How ridiculous that must have seemed—not only to Nero but to the average person in the street in those early days—is rather poignantly illustrated by a little drawing that archaeologists discovered while excavating the Palatine hill in Rome some years ago. Found in the former living quarters of page boys who served the imperial court, the picture depicts in rather crude and amateurish style a youth raising his hand in salute to a figure hanging on a cross. This figure on the cross bears an ass’s head, and underneath in rather poor lettering is scrawled the inscription: “Alexamenos worships his god.” It’s clearly a sarcastic jibe directed at one of the young imperial servants who had become a Christian. This crude picture is the earliest crucifix discovered so far; it is not an object of veneration but a cartoon of contempt. The very idea of a crucified god was a joke in the first century—and a sick and infantile joke at that. Nobody in Jesus’ day would have dreamed of wearing a cross around their neck as a symbol of piety or making the sign of it on their babies as they were baptized. It would have been considered in the worst possible taste.
Yet the early Christians boasted in this symbol. To me, this was not an embarrassing postscript to the life of their religious hero. No, it was the very pivot of their message. They cried, “We preach Christ crucified!” So for them this universal symbol of loathing, this taboo, was somehow transformed into a badge of honor, which in time would shape Christian architecture, inspire Christian hymns, and most of all fire Christian preaching. How can that be? What on earth was achieved at the cross? Why did Jesus submit to such an awful form of death?
It’s clear if you read through the Gospels, particularly John’s Gospel. Here we see that Jesus could have gone another way. He didn’t have to go up to Jerusalem. Although he knew that those who sought his death were waiting for him, he deliberately went there. He didn’t have to tolerate Judas Iscariot in his inner circle of disciples; he knew from the earliest days that this man was a traitor, yet he deliberately kept Judas in his confidence. He didn’t have to expose himself to the risk of easy capture. He knew his enemies would try to arrest him after dark in a secluded place, separated from the crowds who followed him. But he went to the Garden of Gethsemane, having already informed Judas where he was going, and he did all this when it was dark and there were no crowds around him. He didn’t have to remain silent before Pilate. The Gospels make it clear that he could have spoken in his own defense and that Pilate would have been willing to hear him, for Pilate seemed to have real sympathy for him. But Jesus didn’t say a word. So why did he do all this? He who raised others from the dead surrendered himself to death and made no attempt to escape it.

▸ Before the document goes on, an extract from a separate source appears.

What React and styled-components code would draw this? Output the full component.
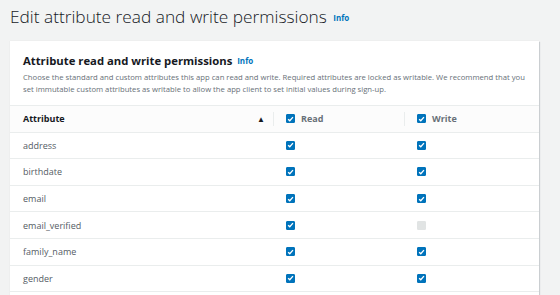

And what a painful, agonizing death he chose. Plainly, he planned it. Definitely, he planned it. In fact, Jesus says in John’s Gospel, “Nobody takes my life from me. I give it up of my own free will.” In fact, on a number of occasions, his disciples tried to dissuade him. They could see that he was set in some way upon dying, because he said to them, “I’m going to Jerusalem, and there I must suffer many things and the authorities will kill me.” He made that promise, and then he resolutely set out toward Jerusalem. When Peter, the most impetuous of the disciples, heard him, he insisted that it must not be so. Do you know what Jesus said to him? “Get behind me, Satan! You’re an obstacle in my way.” Jesus was clearly under some inner compulsion to die.
To understand his death, I want to focus on three words here from John 19:30, “When he had received the drink, Jesus said, ‘It is finished.’ With that he bowed his head and gave up his spirit.” It is finished. Those are the three words, though in the Greek, it’s only one word: tetelestai.
In our day, we like to talk about famous last words. Nineteenth-century British prime minister William Gladstone’s last words supposedly were “I feel a lot better.” The young duke of Wellington, when he was told he was on the verge of death, said, “Die? That’s the last thing I’m going to do.” (He did.) And Oscar Wilde is reported to have said as he lay dying in a Parisian hotel room, “That wallpaper is killing me. One of us will have to go.” For us, however, Jesus’ famous last words were “It is finished!” But this is not a last desperate self-pitying cry of surrender. He doesn’t cry out, “I am finished!” No, he says, “It is finished!”